There are people who collect jokes. They insist on telling you jokes on the telephone. And when you meet them over a dinner they tell non-stop jokes that are so dirty and so horrible that nobody wants to hear them. In this case I’m thinking of a very distinguished British actor whose wife continually upbraids him to stop telling these stupid jokes, as indeed do I. There’s also a well-known rock musician. They are both very nice people but they seem to have this absolutely insatiable desire to tell endless dirty jokes, each one more vulgar and less funny than the one before. The only thing to do is try and shut them up, because it has nothing to do with humour but more to do with seeing how dirty the jokes can get before shocking people.

Funny remarks are rare. I recall one made by a nurse who was visiting me in hospital with my wife Geraldine. I was in the Cromwell Hospital for a few days and I said on Friday evening, “How do I get out of here?” meaning who’s going to release me officially from the hospital. So I said, “How do I get out of here?” to which Nurse Amparo replied, “Follow the exit signs.” I thought that was very funny, but maybe that’s because I’d recently come out of illness.

Of course there are things that are funny to me which are not funny to anybody else. The first time I ever directed anybody was on a raised ledge of a windowsill at my school. The actors, who were children, included a boy called Robert Brindley. He was meant to come on and do some acting. I hit out at the curtain where he was hiding behind and said, “Come on, Robert, you’re on.” But I pushed him out the window. We were one floor up. He fell to the ground and went around for the next two weeks with his arm in a sling. I obviously have a rather odd sense of humour because I found that extremely funny.

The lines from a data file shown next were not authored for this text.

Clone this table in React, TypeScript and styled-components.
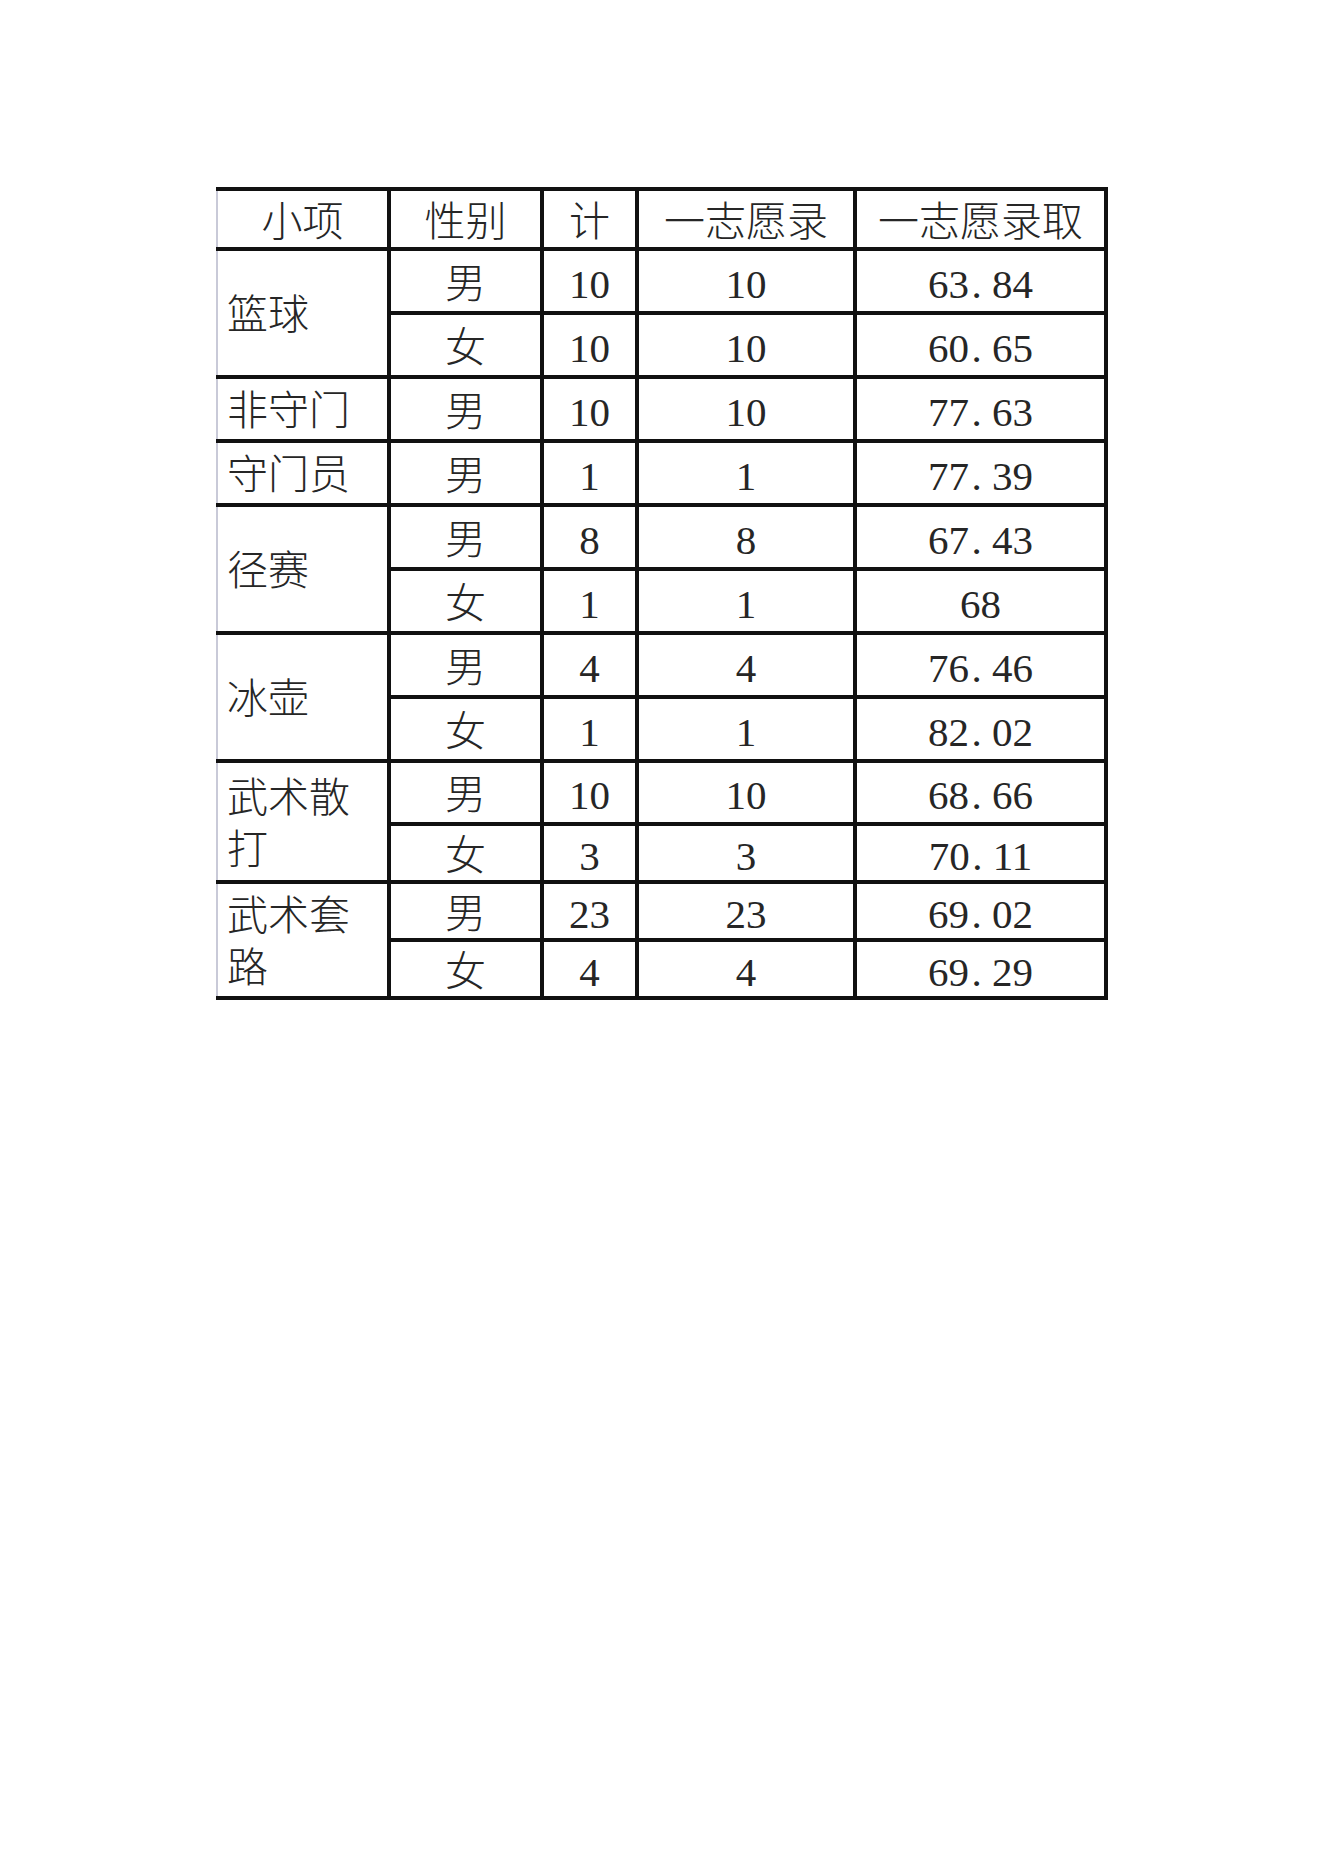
import * as React from 'react'
import styled, { createGlobalStyle } from 'styled-components'

const GlobalStyle = createGlobalStyle`
  html, body {
    margin: 0;
    padding: 0;
    background: #ffffff;
  }
`

const Page = styled.div`
  width: 1323px;
  min-height: 1871px;
  box-sizing: border-box;
  padding: 187px 0 0 216px;
  background: #ffffff;
  font-family: 'Liberation Serif', 'Noto Sans CJK SC', serif;
  color: #262626;
`

const Table = styled.table`
  border-collapse: collapse;
  table-layout: fixed;
  width: 889px;
  font-size: 41px;
  font-weight: 300;
`

const Row = styled.tr<{ $h: number }>`
  height: ${(p) => p.$h}px;
`

const Cell = styled.td<{ $left?: boolean; $edge?: boolean }>`
  border: 4px solid #111111;
  ${(p) => (p.$edge ? 'border-left: 2px solid #c9cad8;' : '')}
  padding: ${(p) => (p.$left ? '4px 18px 0 9px' : '5px 0 0 0')};
  text-align: ${(p) => (p.$left ? 'left' : 'center')};
  vertical-align: middle;
  line-height: ${(p) => (p.$left ? '52px' : '44px')};
  white-space: normal;
  word-break: break-all;
`

const HeadCell = styled(Cell).attrs({ as: 'th' })`
  font-weight: 300;
  padding-top: 6px;
`

const Dot = styled.span`
  display: inline-block;
  width: 0.5em;
  text-align: left;
  padding-left: 0.06em;
`

interface Entry {
  group?: { name: string; span: number }
  sex: string
  total: string
  first: string
  score: string
  h: number
}

const rows: Entry[] = [
  { group: { name: '篮球', span: 2 }, sex: '男', total: '10', first: '10', score: '63.84', h: 64 },
  { sex: '女', total: '10', first: '10', score: '60.65', h: 64 },
  { group: { name: '非守门', span: 1 }, sex: '男', total: '10', first: '10', score: '77.63', h: 64 },
  { group: { name: '守门员', span: 1 }, sex: '男', total: '1', first: '1', score: '77.39', h: 64 },
  { group: { name: '径赛', span: 2 }, sex: '男', total: '8', first: '8', score: '67.43', h: 64 },
  { sex: '女', total: '1', first: '1', score: '68', h: 64 },
  { group: { name: '冰壶', span: 2 }, sex: '男', total: '4', first: '4', score: '76.46', h: 64 },
  { sex: '女', total: '1', first: '1', score: '82.02', h: 64 },
  { group: { name: '武术散打', span: 2 }, sex: '男', total: '10', first: '10', score: '68.66', h: 63 },
  { sex: '女', total: '3', first: '3', score: '70.11', h: 58 },
  { group: { name: '武术套路', span: 2 }, sex: '男', total: '23', first: '23', score: '69.02', h: 58 },
  { sex: '女', total: '4', first: '4', score: '69.29', h: 58 },
]

const Score: React.FC<{ value: string }> = ({ value }) => {
  const [a, b] = value.split('.')
  if (b === undefined) return <>{a}</>
  return (
    <>
      {a}
      <Dot>.</Dot>
      {b}
    </>
  )
}

const App: React.FC = () => (
  <Page>
    <GlobalStyle />
    <Table>
      <colgroup>
        <col style={{ width: 172 }} />
        <col style={{ width: 153 }} />
        <col style={{ width: 95 }} />
        <col style={{ width: 218 }} />
        <col style={{ width: 251 }} />
      </colgroup>
      <thead>
        <Row $h={60}>
          <HeadCell $edge>小项</HeadCell>
          <HeadCell>性别</HeadCell>
          <HeadCell>计</HeadCell>
          <HeadCell>一志愿录</HeadCell>
          <HeadCell>一志愿录取</HeadCell>
        </Row>
      </thead>
      <tbody>
        {rows.map((r, i) => (
          <Row key={i} $h={r.h}>
            {r.group && (
              <Cell $left $edge rowSpan={r.group.span}>
                {r.group.name}
              </Cell>
            )}
            <Cell>{r.sex}</Cell>
            <Cell>{r.total}</Cell>
            <Cell>{r.first}</Cell>
            <Cell>
              <Score value={r.score} />
            </Cell>
          </Row>
        ))}
      </tbody>
    </Table>
  </Page>
)

export default App
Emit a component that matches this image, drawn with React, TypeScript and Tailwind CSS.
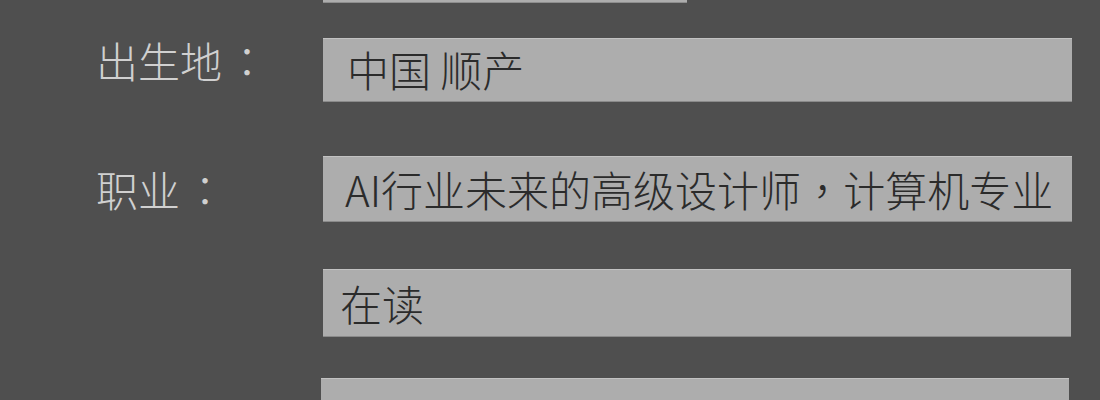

So now we come to Hymie. Hymie is the ever elusive wandering Jew. Things happen to him continually that do not happen to the rest of us but Hymie bears it all with good humour and skill. People say that such a person no longer exists. That’s nonsense. I know lots of people who could be Hymie in attitude, appearance and marvellous sense of humour. So they unquestionably do exist. Hymie is the butt of jokes because they are things that happen to him in his real life. Our Hymie stories are either sent in by Sunday Times readers, or by friends, but they all have one thing in common: they’re extremely funny. And here they are.

THE JOKES

Hymie is getting very excited about the publication of some new Jewish erotica… 50 Shades of Oy Vey… Boom.

Mr Shapiro, the Matchmaker, goes to see Hymie who is, at the time, a confirmed bachelor. He says, “Hymie, don’t leave it too late. I have exactly the girl you need. You only have to say the word and you’ll meet and be married in no time.” “Don’t bother,” replies Hymie, “I’ve two sisters at home who look after all my needs.” “That’s well and good,” says the Matchmaker, “but all the sisters in the world cannot fill the role of a wife.” “I said two sisters. I didn’t say they were mine,” responds Hymie.

Hymie and his wife Becky join their synagogue’s Hebrew classes. At the end of their first week their teacher, Rabbi Goldbloom, asks Hymie, “So what do you think of my Hebrew class?” “It’s not as bad as I thought it would be, Rabbi,” Hymie replies. “Although if I’m honest,” he adds, “I must admit that I really only have to learn the first part of every sentence.” “Why’s that?” asks Rabbi Goldbloom. “Because,” says Hymie, “Becky always finishes my sentences for me.”

Hymie is reading the paper. “Look at this,” he says to Becky. “Police arrest two boys, one for drinking battery liquid, the other for smoking fireworks. They charged the first boy and let the other one off.”